The implication was that if the Progressive Conservative Party of Alberta and the Wildrose Party were one entity, running one candidate in each riding, and pooling resources, that the NDP would not stand a chance of winning government.


Fast forward to late May this year in the second general provincial election in Alberta after the merger of the two parties into the United Conservative Party of Alberta (UCP). This right-wing political party ran one candidate in each riding, pooled the resources of the former parties together, and had no real conservative alternative (the closest being the Independence Party of Alberta, which garnered just over 5,000 votes across the entire province).


Yet despite this incredible unity on the conservative side of the political spectrum in Alberta, the NDP saw an increase in seats (from 24 to 38), increase in votes (from 620,000 to over 775,000), and an increase in the percentage of the vote (from 33% to 44%).


So, what changed in Alberta that despite the unity of the conservatives into one political entity, the NDP were able to experience such incredible growth from the 2019 election to the 2023 election?

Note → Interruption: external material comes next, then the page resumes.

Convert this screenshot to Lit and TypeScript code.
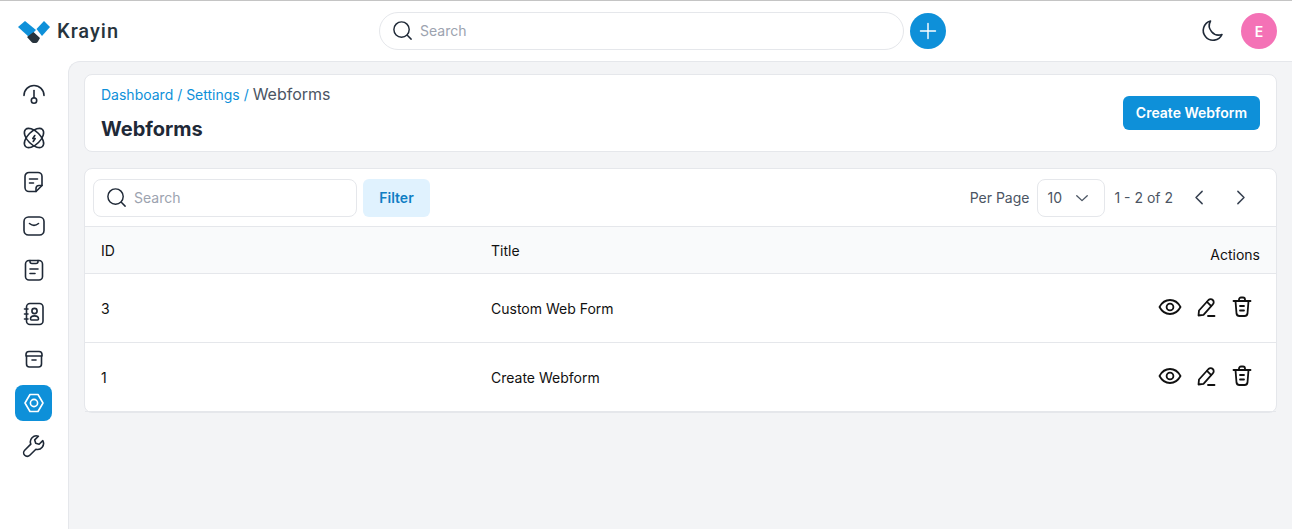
import { LitElement, html, css, svg } from "lit";
import { customElement } from "lit/decorators.js";

const ico = (body: unknown, size = 24, color = "#1f2937", sw = 1.6) => html`<svg
  width=${size} height=${size} viewBox="0 0 24 24" fill="none" stroke=${color}
  stroke-width=${sw} stroke-linecap="round" stroke-linejoin="round">${body}</svg>`;

const search = svg`<circle cx="11" cy="11" r="8"/><path d="M17 17l4 4"/>`;

const navIcons = [
  svg`<path d="M2 13.500a10 10 0 0 1 20 0"/><path d="M12 8.500v7.500"/><circle cx="12" cy="18.500" r="2.700"/>`,
  svg`<ellipse cx="12" cy="12" rx="12" ry="6.400" transform="rotate(45 12 12)"/><ellipse cx="12" cy="12" rx="12" ry="6.400" transform="rotate(-45 12 12)"/><path d="M12.800 9.500l-2 3h2.400l-2 3"/>`,
  svg`<path d="M14 21.500H7a4 4 0 0 1-4-4V6.500a4 4 0 0 1 4-4h9a4 4 0 0 1 4 4v9z"/><path d="M20 15.500h-3a3 3 0 0 0-3 3v3"/><path d="M7.500 9h8M7.500 13h4"/>`,
  svg`<rect x="2" y="3" width="20" height="18" rx="4.500"/><path d="M7.500 9.500c2.800 2.400 6.200 2.400 9 0"/>`,
  svg`<rect x="3.500" y="2.500" width="17" height="19.500" rx="3.500"/><path d="M8 2.500v1a2 2 0 0 0 2 2h4a2 2 0 0 0 2-2v-1"/><path d="M8 11h8M8 15.500h5"/>`,
  svg`<rect x="4.500" y="1.500" width="16.500" height="21" rx="3.500"/><circle cx="12.500" cy="9" r="2.600"/><path d="M8.500 17c0-4.200 8-4.200 8 0 0 .6-.5 1-1 1h-6c-.5 0-1-.4-1-1z"/><path d="M2.500 7h3.500M2.500 12h3.500M2.500 17h3.500"/>`,
  svg`<path d="M4.500 10v8a3 3 0 0 0 3 3h9a3 3 0 0 0 3-3v-8"/><path d="M4 10V8.500a3 3 0 0 1 3-3h10a3 3 0 0 1 3 3V10z"/><path d="M10 14h4"/>`,
  svg`<path d="M8 3.500h8l5 8.500-5 8.500H8L3 12z"/><circle cx="12" cy="12" r="3.600"/>`,
  svg`<path d="M20.800 6.600l-3.700 3.700-3.400-1-1-3.400 3.700-3.700a6 6 0 0 0-7.600 7.900L2.700 16.200a3.500 3.500 0 0 0 5.100 5.100l6.100-6.100a6 6 0 0 0 6.900-8.600z"/>`,
];

const eye = svg`<path d="M1.500 12C4 7.300 7.700 5 12 5s8 2.300 10.500 7c-2.500 4.700-6.200 7-10.500 7S4 16.700 1.500 12z"/><circle cx="12" cy="12" r="3.400"/>`;
const pencil = svg`<path d="M4.500 20.500l.5-5L14.500 5a3 3 0 0 1 4.300 0 3 3 0 0 1 0 4.300L9.500 19.800z"/><path d="M13 6.800l4 4"/><path d="M14 21h6.500"/>`;
const trash = svg`<path d="M3.500 6h17"/><path d="M9 6V4.500a2 2 0 0 1 2-2h2a2 2 0 0 1 2 2V6"/><path d="M5.500 6l1 12.500a3 3 0 0 0 3 2.500h5a3 3 0 0 0 3-2.500l1-12.500"/><path d="M10 11h4M10 15.500h4"/>`;

const rows = [
  { id: "3", title: "Custom Web Form" },
  { id: "1", title: "Create Webform" },
];

@customElement("app-root")
export class AppRoot extends LitElement {
  static styles = css`
    :host {
      display: flex;
      flex-direction: column;
      height: 529px;
      overflow: hidden;
      background: #fff;
      font-family: Inter, "Noto Sans", sans-serif;
      font-size: 14px;
      color: #111827;
    }
    .topline { height: 1px; background: #c4c4c4; flex: none; }

    header {
      flex: none;
      height: 60px;
      display: grid;
      grid-template-columns: 379px 525px 1fr;
      align-items: center;
      box-sizing: border-box;
      padding-right: 15px;
    }
    .logo { display: flex; align-items: center; gap: 6px; padding-left: 17px; }
    .logo span {
      font-family: Roboto, sans-serif;
      font-size: 20px;
      font-weight: 500;
      letter-spacing: 1px;
      color: #27343d;
    }
    .top-search {
      height: 38px;
      box-sizing: border-box;
      border: 1px solid #e5e7eb;
      border-radius: 19px;
      display: flex;
      align-items: center;
      gap: 6px;
      padding: 0 0 2px 11px;
      color: #9ca3af;
    }
    .top-right { display: flex; align-items: center; }
    .plus {
      width: 36px;
      height: 36px;
      border-radius: 50%;
      background: #0e90d9;
      margin-left: 6px;
      display: flex;
      align-items: center;
      justify-content: center;
    }
    .moon { margin-left: auto; display: flex; margin-right: 16px; padding-bottom: 2px; }
    .avatar {
      width: 36px;
      height: 36px;
      border-radius: 50%;
      background: #f472b6;
      color: #fff;
      font-weight: 600;
      display: flex;
      align-items: center;
      justify-content: center;
    }

    .body { flex: 1; display: flex; min-height: 0; }
    nav {
      flex: none;
      width: 68px;
      box-sizing: border-box;
      padding: 15px 0 0 15px;
      display: flex;
      flex-direction: column;
      gap: 8px;
    }
    .nav-item {
      width: 37px;
      height: 36px;
      border-radius: 8px;
      display: flex;
      align-items: center;
      justify-content: center;
    }
    .nav-item.active { background: #0e90d9; margin: 1px 0 -1px; }

    main {
      flex: 1;
      background: #f3f4f6;
      border-top: 1px solid #e5e7eb;
      border-left: 1px solid #e5e7eb;
      border-top-left-radius: 12px;
      padding: 12px 15px 0 15px;
      display: flex;
      flex-direction: column;
      gap: 16px;
      min-width: 0;
    }
    .card {
      background: #fff;
      border: 1px solid #e5e7eb;
      border-radius: 8px;
    }
    .head {
      height: 78px;
      box-sizing: border-box;
      display: flex;
      justify-content: space-between;
      align-items: center;
      padding: 0 16px;
    }
    .crumbs { font-size: 14px; line-height: 22px; color: #0e90d9; }
    .crumbs b { font-weight: 400; font-size: 16px; color: #4b5563; }
    h1 {
      margin: 9px 0 0;
      font-size: 20px;
      line-height: 28px;
      font-weight: 700;
      color: #1f2937;
    }
    .create {
      height: 34px;
      box-sizing: border-box;
      padding: 0 13px 2px;
      display: flex;
      align-items: center;
      border-radius: 6px;
      background: #0e90d9;
      color: #fff;
      font-weight: 600;
    }

    .toolbar {
      height: 58px;
      box-sizing: border-box;
      display: flex;
      align-items: center;
      padding: 0 8px;
      border-bottom: 1px solid #e5e7eb;
    }
    .tb-search {
      width: 264px;
      height: 38px;
      box-sizing: border-box;
      border: 1px solid #e5e7eb;
      border-radius: 8px;
      display: flex;
      align-items: center;
      gap: 6px;
      padding-left: 11px;
      color: #9ca3af;
    }
    .filter {
      margin-left: 6px;
      width: 67px;
      height: 38px;
      border-radius: 6px;
      background: #e0f2fe;
      color: #0e7ec4;
      font-weight: 600;
      display: flex;
      align-items: center;
      justify-content: center;
    }
    .pager { margin-left: auto; display: flex; align-items: center; color: #4b5563; }
    .select {
      width: 68px;
      height: 38px;
      box-sizing: border-box;
      border: 1px solid #e5e7eb;
      border-radius: 8px;
      margin: 0 9px 0 8px;
      padding: 0 13px 0 9px;
      display: flex;
      align-items: center;
      justify-content: space-between;
    }
    .arrows { display: flex; gap: 20px; margin: 0 17px 0 16px; }
    .arrows svg { display: block; }

    .thead, .row {
      display: grid;
      grid-template-columns: 390px 1fr auto;
      padding: 0 16px;
      border-bottom: 1px solid #e5e7eb;
    }
    .thead {
      height: 47px;
      box-sizing: border-box;
      align-items: center;
      background: #f9fafb;
      color: #111;
    }
    .thead .act { align-self: end; padding-bottom: 10px; }
    .row { height: 68px; align-items: center; color: #111; }
    .actions { display: flex; gap: 12px; margin-right: 6px; padding-bottom: 3px; }
  `;

  render() {
    return html`
      <div class="topline"></div>
      <header>
        <div class="logo">
          <svg width="34" height="26" viewBox="17 18 34 26">
            <path d="M18 27L25 21 36 30 29 37z" fill="#0e90d9"/>
            <path d="M36.500 29L44 21 50 27 42 36z" fill="#0e90d9"/>
            <path d="M27 37L33.500 32 40 38l-2 3.500a3 3 0 0 1-3 1.500h-1.500a3 3 0 0 1-2-1z" fill="#27343d"/>
          </svg>
          <span>Krayin</span>
        </div>
        <div class="top-search">${ico(search, 23, "#1f2937", 1.5)}<span>Search</span></div>
        <div class="top-right">
          <div class="plus">
            ${ico(svg`<path d="M12 3v18M3 12h18"/>`, 20, "#fff", 1.7)}
          </div>
          <div class="moon">
            ${ico(svg`<path d="M9.500 3a9.500 9.500 0 0 0 11.500 13.500A9.800 9.800 0 1 1 9.500 3z"/>`, 24, "#1f2937", 1.6)}
          </div>
          <div class="avatar">E</div>
        </div>
      </header>
      <div class="body">
        <nav>
          ${navIcons.map(
            (n, i) => html`<div class="nav-item ${i === 7 ? "active" : ""}">
              ${ico(n, 24, i === 7 ? "#fff" : "#1f2937", 1.6)}
            </div>`
          )}
        </nav>
        <main>
          <div class="card head">
            <div>
              <div class="crumbs">Dashboard / Settings / <b>Webforms</b></div>
              <h1>Webforms</h1>
            </div>
            <div class="create">Create Webform</div>
          </div>
          <div class="card">
            <div class="toolbar">
              <div class="tb-search">${ico(search, 23, "#1f2937", 1.5)}<span>Search</span></div>
              <div class="filter">Filter</div>
              <div class="pager">
                <span>Per Page</span>
                <div class="select">
                  <span>10</span>
                  ${ico(svg`<path d="M5 9l7 6.500L19 9"/>`, 18, "#4b5563", 1.8)}
                </div>
                <span>1 - 2 of 2</span>
                <div class="arrows">
                  ${ico(svg`<path d="M15 5l-7 7 7 7"/>`, 21, "#374151", 1.7)}
                  ${ico(svg`<path d="M9 5l7 7-7 7"/>`, 21, "#374151", 1.7)}
                </div>
              </div>
            </div>
            <div class="thead">
              <span>ID</span><span>Title</span><span class="act">Actions</span>
            </div>
            ${rows.map(
              (r) => html`<div class="row">
                <span>${r.id}</span><span>${r.title}</span>
                <div class="actions">
                  ${ico(eye, 24, "#111", 1.8)}${ico(pencil, 24, "#111", 1.8)}${ico(trash, 24, "#111", 1.8)}
                </div>
              </div>`
            )}
          </div>
        </main>
      </div>
    `;
  }
}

If you can’t measure it, you can’t manage it.


This was an often-used quote from my time in university accounting courses and it rings true for most things in life. If you cannot objectively (and oftentimes numbers are required to add objectivity) identify and size up your problem, then there is no way of successfully addressing said problem.


The aggressively pro-abortion NDP increasing raw votes, vote share, and seats in what has long been considered rock-ribbed conservative Alberta is a major problem.


Let’s look at the last ten years or so of provincial elections in Alberta:



As you can see in the graph above, the united conservative parties (UCP and it’s predecessor parties of the Progressive Conservatives and Wildrose, together) in Alberta have typically hovered around 1,000,000 votes for the last decade. However, the NDP have rocketed up from well under 200,000 votes in 2012 to almost 800,000 in 2023, more than sextupling over the last ten years while the united conservative vote has stagnated.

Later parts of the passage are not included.